I just had a random idea, which I thought I'd share with you all. I've heard about systems that do "copy on write". That is, all users share a single copy of some structure, until somebody tries to write on it. At that moment they get a personal copy to modify so they don't upset everybody else. This way, you don't have to go to all the expense of copying a potentially large structure unless it's actually necessary to do so. Then I started thinking about Clean's "uniqueness typing". If I'm understanding this correctly, it lets you do things like mutate data in-place without requiring a monad. The restriction is that the compiler has to be satisfied, at compile-time, that you will never try to access the old data you just overwrote. Although I once held more optimistic beliefs, as far as I can tell no current, real-world Haskell implementation ever mutates the fields of algebraic data types in-place. (Ignoring for a moment the issue of overwriting a thunk with it's result.) This strikes me as rather pessimistic. I was thinking... If Haskell had uniqueness typing, maybe the compiler could be made to infer when values are used in a unique way. And maybe if the compiler can detect data being used in a unique way, it could code for in-place updates instead of copying, and thereby gain a performance advantage. I don't know how viable this would be - the thing that immediately jumps out at me is that in practice there might be comparatively few places where you can *guarantee* the transformation is safe, and so it might not get applied very much. And considering all this would likely take a fair bit of work on the compiler, that wouldn't be a great payoff. Still, the idea of the compiler transparently rewriting your pure functional code to efficient mutable updates (when safe) is very appealing for performance reasons. Thoughts, people? [I'd be surprised if I'm the first person ever to have this idea...]

Hi
You're not the first:
Jurriaan Hage and Stefan Holdermans. Heap recycling for lazy
languages. In John Hatcliff, Robert Glück, and Oege de Moor, editors,
_Proceedings of the 2008 ACM SIGPLAN Symposium on Partial Evaluation
and Semantics-Based Program Manipulation_, PEPM'08, San Francisco,
California, USA, January 7--8, 2008, pages 189--197. ACM Press, 2008.

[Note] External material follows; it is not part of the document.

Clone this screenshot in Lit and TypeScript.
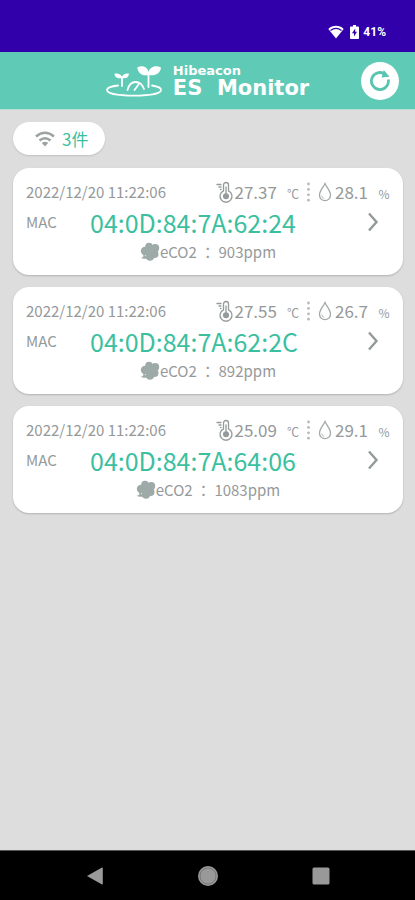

http://doi.acm.org/10.1145/1328408.1328436.
Like I said to them in private mail - nice idea, but without
benchmarks its only an idea. You have to consider effects of cache,
generational garbage collection, complexity etc. I think they are
going to do the benchmarks at some point, when we'll know if the idea
was a good one.
Thanks
Neil
On Sat, May 10, 2008 at 1:42 PM, Andrew Coppin
I just had a random idea, which I thought I'd share with you all.
I've heard about systems that do "copy on write". That is, all users share a single copy of some structure, until somebody tries to write on it. At that moment they get a personal copy to modify so they don't upset everybody else. This way, you don't have to go to all the expense of copying a potentially large structure unless it's actually necessary to do so.
Then I started thinking about Clean's "uniqueness typing". If I'm understanding this correctly, it lets you do things like mutate data in-place without requiring a monad. The restriction is that the compiler has to be satisfied, at compile-time, that you will never try to access the old data you just overwrote.
Although I once held more optimistic beliefs, as far as I can tell no current, real-world Haskell implementation ever mutates the fields of algebraic data types in-place. (Ignoring for a moment the issue of overwriting a thunk with it's result.) This strikes me as rather pessimistic. I was thinking... If Haskell had uniqueness typing, maybe the compiler could be made to infer when values are used in a unique way. And maybe if the compiler can detect data being used in a unique way, it could code for in-place updates instead of copying, and thereby gain a performance advantage.
I don't know how viable this would be - the thing that immediately jumps out at me is that in practice there might be comparatively few places where you can *guarantee* the transformation is safe, and so it might not get applied very much. And considering all this would likely take a fair bit of work on the compiler, that wouldn't be a great payoff. Still, the idea of the compiler transparently rewriting your pure functional code to efficient mutable updates (when safe) is very appealing for performance reasons.
Thoughts, people? [I'd be surprised if I'm the first person ever to have this idea...]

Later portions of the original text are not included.